2017年3月11日土曜日

【第686回】『人事よ、ススメ!』(中原淳編著、碩学舎、2015年)

 慶應丸の内シティキャンパスの人気講座である「ラーニングイノベーション論」を文書化するという贅沢な試みによって編まれた力作。様々なプロフェッショナルの講義やセッションの様子を垣間見ながら、企業で人事・人材育成を担う私たちが学びを深めることができる貴重な一冊であると言えるだろう。

 私が特に興味深いと感じたのはOJTに関するポイントである。まずはスターバックスの事例について見てみよう。

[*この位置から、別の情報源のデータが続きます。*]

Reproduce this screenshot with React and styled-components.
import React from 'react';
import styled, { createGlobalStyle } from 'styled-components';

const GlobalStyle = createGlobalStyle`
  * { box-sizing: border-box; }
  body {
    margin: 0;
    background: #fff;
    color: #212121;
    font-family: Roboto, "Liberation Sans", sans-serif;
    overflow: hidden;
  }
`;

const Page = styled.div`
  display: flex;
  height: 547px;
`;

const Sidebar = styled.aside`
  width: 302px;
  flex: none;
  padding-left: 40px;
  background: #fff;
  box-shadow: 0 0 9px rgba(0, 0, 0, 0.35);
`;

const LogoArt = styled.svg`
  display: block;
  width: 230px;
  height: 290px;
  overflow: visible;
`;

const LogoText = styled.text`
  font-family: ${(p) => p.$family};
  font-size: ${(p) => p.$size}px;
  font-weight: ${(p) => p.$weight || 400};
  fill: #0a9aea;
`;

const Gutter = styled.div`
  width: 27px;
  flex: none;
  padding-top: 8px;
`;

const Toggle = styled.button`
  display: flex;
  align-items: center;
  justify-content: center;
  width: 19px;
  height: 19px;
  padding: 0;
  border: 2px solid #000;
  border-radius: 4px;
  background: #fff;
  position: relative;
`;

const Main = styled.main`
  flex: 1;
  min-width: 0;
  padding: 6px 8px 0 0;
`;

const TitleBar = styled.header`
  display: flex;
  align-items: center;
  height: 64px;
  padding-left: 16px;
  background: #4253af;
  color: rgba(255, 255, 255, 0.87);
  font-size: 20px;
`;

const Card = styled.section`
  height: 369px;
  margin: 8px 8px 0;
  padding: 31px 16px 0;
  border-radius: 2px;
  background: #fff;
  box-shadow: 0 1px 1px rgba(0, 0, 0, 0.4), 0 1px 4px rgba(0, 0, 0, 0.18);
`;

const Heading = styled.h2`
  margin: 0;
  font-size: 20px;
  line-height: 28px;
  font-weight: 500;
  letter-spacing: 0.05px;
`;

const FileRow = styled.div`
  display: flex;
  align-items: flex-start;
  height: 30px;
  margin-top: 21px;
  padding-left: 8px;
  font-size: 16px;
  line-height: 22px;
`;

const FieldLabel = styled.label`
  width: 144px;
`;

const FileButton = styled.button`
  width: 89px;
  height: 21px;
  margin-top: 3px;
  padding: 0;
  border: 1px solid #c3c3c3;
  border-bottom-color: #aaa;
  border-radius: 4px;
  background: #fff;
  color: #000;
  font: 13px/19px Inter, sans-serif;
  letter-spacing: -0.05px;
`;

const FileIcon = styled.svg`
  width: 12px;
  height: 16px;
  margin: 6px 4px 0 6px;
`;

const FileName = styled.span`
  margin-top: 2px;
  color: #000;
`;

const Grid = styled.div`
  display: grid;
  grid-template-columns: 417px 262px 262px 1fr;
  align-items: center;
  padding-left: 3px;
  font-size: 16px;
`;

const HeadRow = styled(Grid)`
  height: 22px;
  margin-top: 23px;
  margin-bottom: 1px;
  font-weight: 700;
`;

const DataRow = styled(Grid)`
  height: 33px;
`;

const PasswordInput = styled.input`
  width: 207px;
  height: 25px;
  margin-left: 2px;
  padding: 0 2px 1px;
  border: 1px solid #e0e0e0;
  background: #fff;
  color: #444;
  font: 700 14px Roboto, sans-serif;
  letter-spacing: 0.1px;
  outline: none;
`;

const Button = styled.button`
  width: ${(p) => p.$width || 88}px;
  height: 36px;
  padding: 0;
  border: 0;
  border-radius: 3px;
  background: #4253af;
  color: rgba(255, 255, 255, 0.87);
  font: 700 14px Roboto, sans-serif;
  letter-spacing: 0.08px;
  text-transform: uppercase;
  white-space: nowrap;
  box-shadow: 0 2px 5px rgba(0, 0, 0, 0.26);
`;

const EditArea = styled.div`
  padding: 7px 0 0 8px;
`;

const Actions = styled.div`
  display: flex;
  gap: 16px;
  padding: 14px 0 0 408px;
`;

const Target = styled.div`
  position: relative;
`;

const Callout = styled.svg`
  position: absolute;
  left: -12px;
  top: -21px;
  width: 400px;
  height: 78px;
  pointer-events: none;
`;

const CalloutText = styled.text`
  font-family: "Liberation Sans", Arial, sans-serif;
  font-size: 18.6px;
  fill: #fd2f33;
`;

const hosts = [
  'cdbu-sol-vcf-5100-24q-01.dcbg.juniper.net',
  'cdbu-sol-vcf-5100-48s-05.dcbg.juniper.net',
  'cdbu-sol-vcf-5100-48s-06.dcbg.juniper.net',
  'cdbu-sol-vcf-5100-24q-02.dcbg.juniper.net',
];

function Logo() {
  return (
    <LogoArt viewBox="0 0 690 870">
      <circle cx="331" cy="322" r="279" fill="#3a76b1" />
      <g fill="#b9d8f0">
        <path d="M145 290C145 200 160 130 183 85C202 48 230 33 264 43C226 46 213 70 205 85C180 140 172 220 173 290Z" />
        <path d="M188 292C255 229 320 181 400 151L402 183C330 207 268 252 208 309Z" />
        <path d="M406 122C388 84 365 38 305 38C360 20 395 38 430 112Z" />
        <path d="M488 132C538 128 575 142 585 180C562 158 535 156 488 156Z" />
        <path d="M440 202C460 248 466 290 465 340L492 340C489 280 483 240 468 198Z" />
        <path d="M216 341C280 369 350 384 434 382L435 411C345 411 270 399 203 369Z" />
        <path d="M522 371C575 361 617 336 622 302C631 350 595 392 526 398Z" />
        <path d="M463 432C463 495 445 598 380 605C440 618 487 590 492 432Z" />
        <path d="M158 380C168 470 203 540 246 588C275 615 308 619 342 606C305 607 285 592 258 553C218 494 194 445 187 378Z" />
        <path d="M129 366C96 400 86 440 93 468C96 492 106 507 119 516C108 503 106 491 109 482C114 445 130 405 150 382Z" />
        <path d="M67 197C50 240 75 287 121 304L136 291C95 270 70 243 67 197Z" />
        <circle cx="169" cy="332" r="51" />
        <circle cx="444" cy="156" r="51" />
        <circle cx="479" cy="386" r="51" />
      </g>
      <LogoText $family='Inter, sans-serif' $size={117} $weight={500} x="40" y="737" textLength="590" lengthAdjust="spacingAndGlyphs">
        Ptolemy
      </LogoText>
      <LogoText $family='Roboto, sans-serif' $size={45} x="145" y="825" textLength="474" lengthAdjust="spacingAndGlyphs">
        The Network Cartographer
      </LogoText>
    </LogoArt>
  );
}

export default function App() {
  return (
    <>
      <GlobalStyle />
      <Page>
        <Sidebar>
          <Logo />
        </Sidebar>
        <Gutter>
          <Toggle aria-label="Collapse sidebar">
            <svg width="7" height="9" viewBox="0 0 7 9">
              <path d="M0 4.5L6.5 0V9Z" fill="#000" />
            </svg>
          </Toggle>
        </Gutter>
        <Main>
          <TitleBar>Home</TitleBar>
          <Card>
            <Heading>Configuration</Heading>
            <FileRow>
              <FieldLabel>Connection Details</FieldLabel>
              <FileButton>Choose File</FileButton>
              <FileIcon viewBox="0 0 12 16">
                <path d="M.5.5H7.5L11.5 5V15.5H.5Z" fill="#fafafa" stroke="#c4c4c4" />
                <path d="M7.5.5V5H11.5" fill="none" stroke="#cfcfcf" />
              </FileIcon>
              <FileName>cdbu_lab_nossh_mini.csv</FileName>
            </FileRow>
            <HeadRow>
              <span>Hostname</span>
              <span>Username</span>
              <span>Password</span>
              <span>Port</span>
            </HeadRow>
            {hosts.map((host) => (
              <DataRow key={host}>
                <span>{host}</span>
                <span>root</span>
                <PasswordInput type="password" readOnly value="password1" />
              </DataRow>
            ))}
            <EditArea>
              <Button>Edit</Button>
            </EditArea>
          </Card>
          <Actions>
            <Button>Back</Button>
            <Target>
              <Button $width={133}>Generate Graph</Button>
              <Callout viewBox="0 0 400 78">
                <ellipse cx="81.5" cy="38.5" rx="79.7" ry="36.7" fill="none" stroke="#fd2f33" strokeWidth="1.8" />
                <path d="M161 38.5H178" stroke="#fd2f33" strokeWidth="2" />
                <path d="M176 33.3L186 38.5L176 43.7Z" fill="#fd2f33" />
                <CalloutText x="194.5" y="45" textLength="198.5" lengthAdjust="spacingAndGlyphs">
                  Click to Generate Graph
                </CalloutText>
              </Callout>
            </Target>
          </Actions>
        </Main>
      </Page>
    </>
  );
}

 たった3週間だったのですが、お店の中でいろんな形でパートナーの行動を強化し、ミッションを実体験と語りで体得させていくのです。これこそがミッションの浸透を促すスターバックスのOJTでした。
 最初にミッションへの共鳴があり、それに基づく行動指針である「グリーンエプロンブック」を手渡され、学びを深めることも大切です。それに加え、今やっていることとミッションがどのように繋がっているかを理解するためには、こうした親身なOJTこそが重要なのです。
 こうして初めて、パートナーはミッションを体得しながら能動的に行動することが出来るようになります。(123~124頁)

 理念浸透というテーマで扱われながらも、OJTによって職場で求められる行動を適切に行えるようになり、それを通じてミッションが腹落ちする様が見て取れる。その結果として、ミッションという企業が大事にする考え方に基づきながらも、自分自身が能動的に行動できるようになるという。

 「デキるOJT指導員」というものは、OJTにみんなを巻き込むのが上手い指導員だということです。(232頁)

 OJTを担当する役割をアサインされると、トレーニーに対する教育を自分自身が全てやらなければと抱え込んでしまいがちだろう。こうした心象は、新入社員が配属される部署の上司も同様に持ちがちだろう。しかし、OJTとは職場で多様な人材を巻き込みながら行うことが有効である、というのがここでの主張である。そのためには、『職場学習論』で詳述されているように、上司からは精神支援、上位者(教育担当)からは内省支援、同期・同僚からは業務支援、といったような役割を分担しながら教育を分有することが有効であろう。